Yes. As long as the charger is plugged into the wall, its internal transformer is energized and drawing a small amount of current — typically 0.1–0.5 watts for modern chargers. This is standby or phantom power.
Does a phone charger use electricity when the phone is fully charged?
Yes, a small amount. When your phone hits 100%, the charger switches to trickle-charge mode, drawing around 2–5 watts to maintain that full charge. Over a full night (8 hours), that's about 0.016–0.04 kWh — less than half a cent. It won't ruin your bill, but it's real energy use and also slightly stresses the battery over time.
Is it bad for the charger to leave it plugged in?

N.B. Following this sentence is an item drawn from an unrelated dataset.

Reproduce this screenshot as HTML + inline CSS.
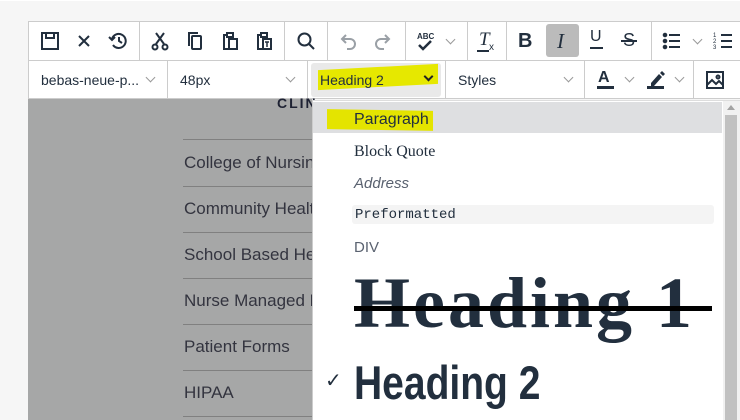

Mildly, yes. Heat degrades the components inside a charger over time, and a plugged-in charger generates a small amount of heat even when idle. Unplugging extends the charger's lifespan somewhat, though modern chargers are quite durable.
What's the best way to reduce charger phantom load without constant effort?
A smart plug with a scheduled on/off timer is the lowest-friction solution. Set it once, and the outlet powers down automatically every day when charging is done. A smart power strip works the same way at a larger scale.
The Bottom Line
Unplugging your phone charger when not in use is a good habit, but it's not a bill-transforming habit on its own. The honest math puts the savings at under $2 per charger per year. The real value comes from treating chargers as the entry point to a broader phantom-load audit of your home — because your cable box, gaming console, and older appliances are doing far more damage to your electricity bill while you're busy worrying about your phone charger.
The smartest, most friction-free approach: set up a smart plug or smart power strip at your primary charging station, schedule it to match your charging habits, and then redirect your energy-saving attention to the bigger phantom load culprits in your home. That's where the real money is.